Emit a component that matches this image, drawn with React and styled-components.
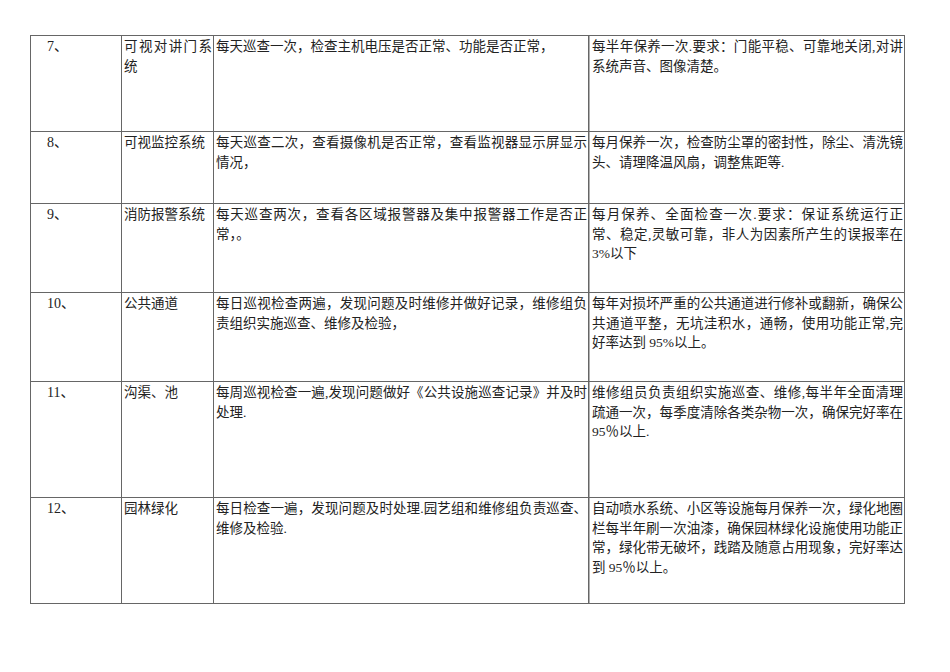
import React from "react";
import styled, { createGlobalStyle } from "styled-components";

const rows = [
  {
    no: "7、",
    name: "可视对讲门系统",
    check: "每天巡查一次，检查主机电压是否正常、功能是否正常，",
    keep: "每半年保养一次.要求：门能平稳、可靠地关闭,对讲系统声音、图像清楚。",
    h: 96,
  },
  {
    no: "8、",
    name: "可视监控系统",
    check: "每天巡查二次，查看摄像机是否正常，查看监视器显示屏显示情况，",
    keep: "每月保养一次，检查防尘罩的密封性，除尘、清洗镜头、请理降温风扇，调整焦距等.",
    h: 72,
  },
  {
    no: "9、",
    name: "消防报警系统",
    check: "每天巡查两次，查看各区域报警器及集中报警器工作是否正常，。",
    keep: "每月保养、全面检查一次.要求：保证系统运行正常、稳定,灵敏可靠，非人为因素所产生的误报率在3%以下",
    h: 89,
  },
  {
    no: "10、",
    name: "公共通道",
    check: "每日巡视检查两遍，发现问题及时维修并做好记录，维修组负责组织实施巡查、维修及检验，",
    keep: "每年对损坏严重的公共通道进行修补或翻新，确保公共通道平整，无坑洼积水，通畅，使用功能正常,完好率达到 95%以上。",
    h: 89,
  },
  {
    no: "11、",
    name: "沟渠、池",
    check: "每周巡视检查一遍,发现问题做好《公共设施巡查记录》并及时处理.",
    keep: "维修组员负责组织实施巡查、维修,每半年全面清理疏通一次，每季度清除各类杂物一次，确保完好率在95％以上.",
    h: 116,
  },
  {
    no: "12、",
    name: "园林绿化",
    check: "每日检查一遍，发现问题及时处理.园艺组和维修组负责巡查、维修及检验.",
    keep: "自动喷水系统、小区等设施每月保养一次，绿化地圈栏每半年刷一次油漆，确保园林绿化设施使用功能正常，绿化带无破坏，践踏及随意占用现象，完好率达到 95％以上。",
    h: 106,
  },
];

function App() {
  return (
    <>
      <GlobalStyle />
      <Page>
        <Table>
          {rows.map((r) => (
            <Row key={r.no} $h={r.h}>
              <NoCell>{r.no}</NoCell>
              <Cell>{r.name}</Cell>
              <Cell>{r.check}</Cell>
              <Cell $soft>{r.keep}</Cell>
            </Row>
          ))}
        </Table>
      </Page>
    </>
  );
}

export default App;

// Styled Components

const GlobalStyle = createGlobalStyle`
  html, body {
    margin: 0;
    padding: 0;
    background: #ffffff;
  }
  body {
    font-family: "Liberation Serif", "Noto Sans CJK SC", serif;
    color: #222;
  }
`;

const Page = styled.div`
  width: 950px;
  height: 672px;
  padding: 35px 0 0 30px;
  box-sizing: border-box;
  background: #fff;
`;

const Table = styled.div`
  width: 875px;
  display: flex;
  flex-direction: column;
  border-top: 1px solid #666;
  border-left: 1px solid #666;
  box-sizing: border-box;
`;

const Row = styled.div`
  display: grid;
  grid-template-columns: 91px 92px 375px 316px;
  height: ${(p) => p.$h}px;
  border-bottom: 1px solid #666;
  box-sizing: border-box;
`;

const Cell = styled.div`
  padding: 1px 1px 0 2px;
  border-right: 1px solid #666;
  border-left: ${(p) => (p.$soft ? "1px solid #b0b0b0" : "none")};
  font-size: 13.5px;
  line-height: 19.5px;
  text-align: justify;
  text-justify: inter-character;
  word-break: break-all;
  color: #222;
  overflow: hidden;
`;

const NoCell = styled(Cell)`
  padding-left: 16px;
  font-size: 14px;
`;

━━━

:: JOB ::
All of the material above is to be copied exactly, except for its images.

:: TASK SOLUTION ::
Emit a component that matches this image, drawn with React and styled-components.
import React from "react";
import styled, { createGlobalStyle } from "styled-components";

const rows = [
  {
    no: "7、",
    name: "可视对讲门系统",
    check: "每天巡查一次，检查主机电压是否正常、功能是否正常，",
    keep: "每半年保养一次.要求：门能平稳、可靠地关闭,对讲系统声音、图像清楚。",
    h: 96,
  },
  {
    no: "8、",
    name: "可视监控系统",
    check: "每天巡查二次，查看摄像机是否正常，查看监视器显示屏显示情况，",
    keep: "每月保养一次，检查防尘罩的密封性，除尘、清洗镜头、请理降温风扇，调整焦距等.",
    h: 72,
  },
  {
    no: "9、",
    name: "消防报警系统",
    check: "每天巡查两次，查看各区域报警器及集中报警器工作是否正常，。",
    keep: "每月保养、全面检查一次.要求：保证系统运行正常、稳定,灵敏可靠，非人为因素所产生的误报率在3%以下",
    h: 89,
  },
  {
    no: "10、",
    name: "公共通道",
    check: "每日巡视检查两遍，发现问题及时维修并做好记录，维修组负责组织实施巡查、维修及检验，",
    keep: "每年对损坏严重的公共通道进行修补或翻新，确保公共通道平整，无坑洼积水，通畅，使用功能正常,完好率达到 95%以上。",
    h: 89,
  },
  {
    no: "11、",
    name: "沟渠、池",
    check: "每周巡视检查一遍,发现问题做好《公共设施巡查记录》并及时处理.",
    keep: "维修组员负责组织实施巡查、维修,每半年全面清理疏通一次，每季度清除各类杂物一次，确保完好率在95％以上.",
    h: 116,
  },
  {
    no: "12、",
    name: "园林绿化",
    check: "每日检查一遍，发现问题及时处理.园艺组和维修组负责巡查、维修及检验.",
    keep: "自动喷水系统、小区等设施每月保养一次，绿化地圈栏每半年刷一次油漆，确保园林绿化设施使用功能正常，绿化带无破坏，践踏及随意占用现象，完好率达到 95％以上。",
    h: 106,
  },
];

function App() {
  return (
    <>
      <GlobalStyle />
      <Page>
        <Table>
          {rows.map((r) => (
            <Row key={r.no} $h={r.h}>
              <NoCell>{r.no}</NoCell>
              <Cell>{r.name}</Cell>
              <Cell>{r.check}</Cell>
              <Cell $soft>{r.keep}</Cell>
            </Row>
          ))}
        </Table>
      </Page>
    </>
  );
}

export default App;

// Styled Components

const GlobalStyle = createGlobalStyle`
  html, body {
    margin: 0;
    padding: 0;
    background: #ffffff;
  }
  body {
    font-family: "Liberation Serif", "Noto Sans CJK SC", serif;
    color: #222;
  }
`;

const Page = styled.div`
  width: 950px;
  height: 672px;
  padding: 35px 0 0 30px;
  box-sizing: border-box;
  background: #fff;
`;

const Table = styled.div`
  width: 875px;
  display: flex;
  flex-direction: column;
  border-top: 1px solid #666;
  border-left: 1px solid #666;
  box-sizing: border-box;
`;

const Row = styled.div`
  display: grid;
  grid-template-columns: 91px 92px 375px 316px;
  height: ${(p) => p.$h}px;
  border-bottom: 1px solid #666;
  box-sizing: border-box;
`;

const Cell = styled.div`
  padding: 1px 1px 0 2px;
  border-right: 1px solid #666;
  border-left: ${(p) => (p.$soft ? "1px solid #b0b0b0" : "none")};
  font-size: 13.5px;
  line-height: 19.5px;
  text-align: justify;
  text-justify: inter-character;
  word-break: break-all;
  color: #222;
  overflow: hidden;
`;

const NoCell = styled(Cell)`
  padding-left: 16px;
  font-size: 14px;
`;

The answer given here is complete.